Through this technique the reversal rate time series has been decomposed as

$$ \gamma \left( t \right) = \mathop \sum \limits_{j = 0}^{m} C_{j} \left( t \right) + r_{m} \left( t \right) $$

where each Intrinsic Mode Function (IMF) Cj(t) represents an oscillating function with both amplitude and phase modulation in time Cj(t) = Aj(t) cos[ϕj(t)], while rm(t) is the residual of the decomposition, obtained after all the oscillating functions have been extracted. The various IMFs are extracted recursively using a sifting procedure38. As a first step the sets of local maxima and minima of γ(t) are identified and interpolated by cubic splines, thus obtaining an upper and a lower envelope, respectively, as well as their local mean m1(t). The difference H1(t) = γ(t) − m1(t) represents the first IMF if it satisfies two conditions: (1) the number of extrema and zero-crossings does not differ by more than 1; (2) the mean value of the envelopes obtained from the local maxima and minima is zero at any point.

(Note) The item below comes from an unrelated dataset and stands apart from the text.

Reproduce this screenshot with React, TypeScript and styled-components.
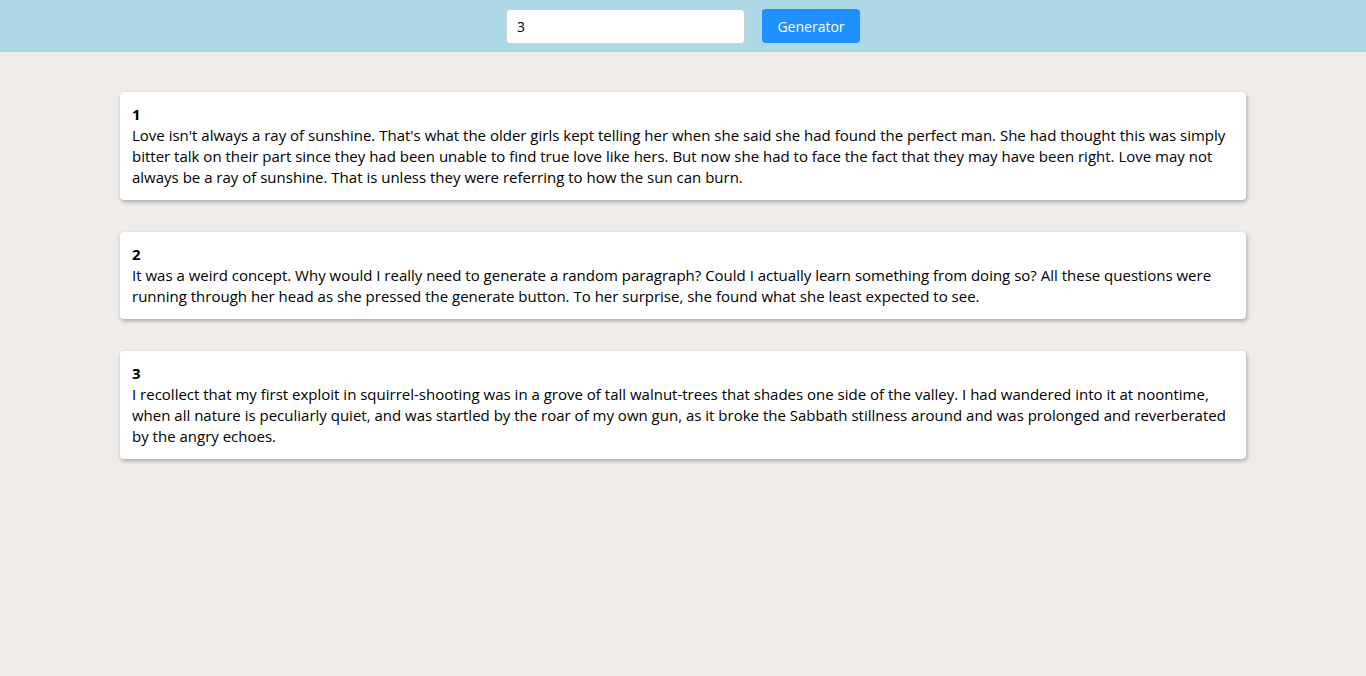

If these conditions are not fulfilled, the procedure is repeated on the H1(t) time series, and a new difference H11(t) = H1(t) − m11(t) is obtained, where m11(t) is the mean of the new envelopes. The process is iterated until the s-th iteration H1s fulfils the IMF properties. To avoid loss of information about amplitude and frequency modulations, a stopping criterion between two consecutive iterations is introduced through the parameter

$$ \eta = \mathop \sum \limits_{t = 0}^{{T_{\max } }} \left[ {\frac{{\left| {H_{{1\left( {s - 1} \right)}} \left( t \right) - H_{1s} \left( t \right)} \right|^{2} }}{{H_{{1\left( {s - 1} \right)}}^{2} \left( t \right)}}} \right] $$

where Tmax denotes the last time instant of the dataset. When η < ηcr, with the threshold fixed at ηcr = 0.3 in our case, the process is stopped. When the first IMF is calculated, the first residue r1(t) = γ(t) − C1(t) is processed again, thus obtaining C2(t) and r2(t). The whole procedure is carried on until Cm(t) or rm(t) are almost constant, or rm(t) is monotonic. From our time series we extracted 11 IMFs (m = 10) along with the residual rm(t). It is worthwhile to remark that for each IMF we can extract the instantaneous frequencies ωj(t) = j/dt, from which we can obtain the instantaneous periods 2π/ωj(t). The time averages of the frequencies ωj(t) allows us to define the typical periods Tj = 2π/〈ωj〉 associated to each mode.

Langevin stochastic model

The statistical properties of IMFs can be described by using a simple stochastic model based on a Langevin process

$$ dx = - U^{{\prime }} \left( x \right)dt + \sigma dw $$

where x is the state variable (in our case an IMF or a sum of IMFs), U is the potential function, acting as a drift term, σ is the noise level, and dw is a stochastic process. Specifically, the stochastic process, mimicking the dynamics on timescales shorter than the characteristic period of each IMF, is a Wiener process, defined as a stochastic process with independent Gaussian increments, i.e., dw is normally distributed with zero mean and variance t (also called Brownian motion due to its historical connection with the related physical process). A very similar approach has been employed to describe the temporal behaviour of the dipole field both in paleomagnetic data and numerical geodynamo models42,43. The potential function U(x) can be derived from the stationary solution of the associated Fokker–Planck (FP) equation to the Langevin model which reads

$$ \frac{{\partial p\left( {x,t} \right)}}{\partial t} = \frac{ - \partial }{{\partial x}}\left[ {U^{\prime}\left( x \right)p\left( {x,t} \right)} \right] + \frac{{\sigma^{2} }}{2}\frac{{\partial^{2} }}{{\partial x^{2} }}\left[ {p\left( {x,t} \right)} \right] $$

where p(x,t) is the probability density function (pdf). By searching for a stationary solution of the FP equation, we obtain -∂/∂x {[U′(x) p(x,t)] + σ2/2 /∂x[p(x,t)]} = 0, whose solution is

$$ p\left( x \right) = p_{0} \exp \left[ {\frac{ - 2U\left( x \right)}{{\sigma^{2} }}} \right], $$

where p0 is a normalization factor. Thus, by deriving the pdf of each IMF we can get the corresponding potential function as

$$ U_{j} \left( x \right) = \frac{{ - \sigma^{2} }}{2}\log \left[ {\frac{{p_{j} \left( x \right)}}{{p_{0} }}} \right] $$

being pj(x) the empirical pdf of each IMF and choosing p0 such that pj(x) has a unit integral. Moreover, if the potential function U(x) can be written as a polynomial function of even order k and positive leading coefficient, i.e., U(x) = uo + u1 x + u2 x2 +  + uk xk and uk > 0, its order is related to the number of available states for the reversal rates n, i.e., n = k/240,41.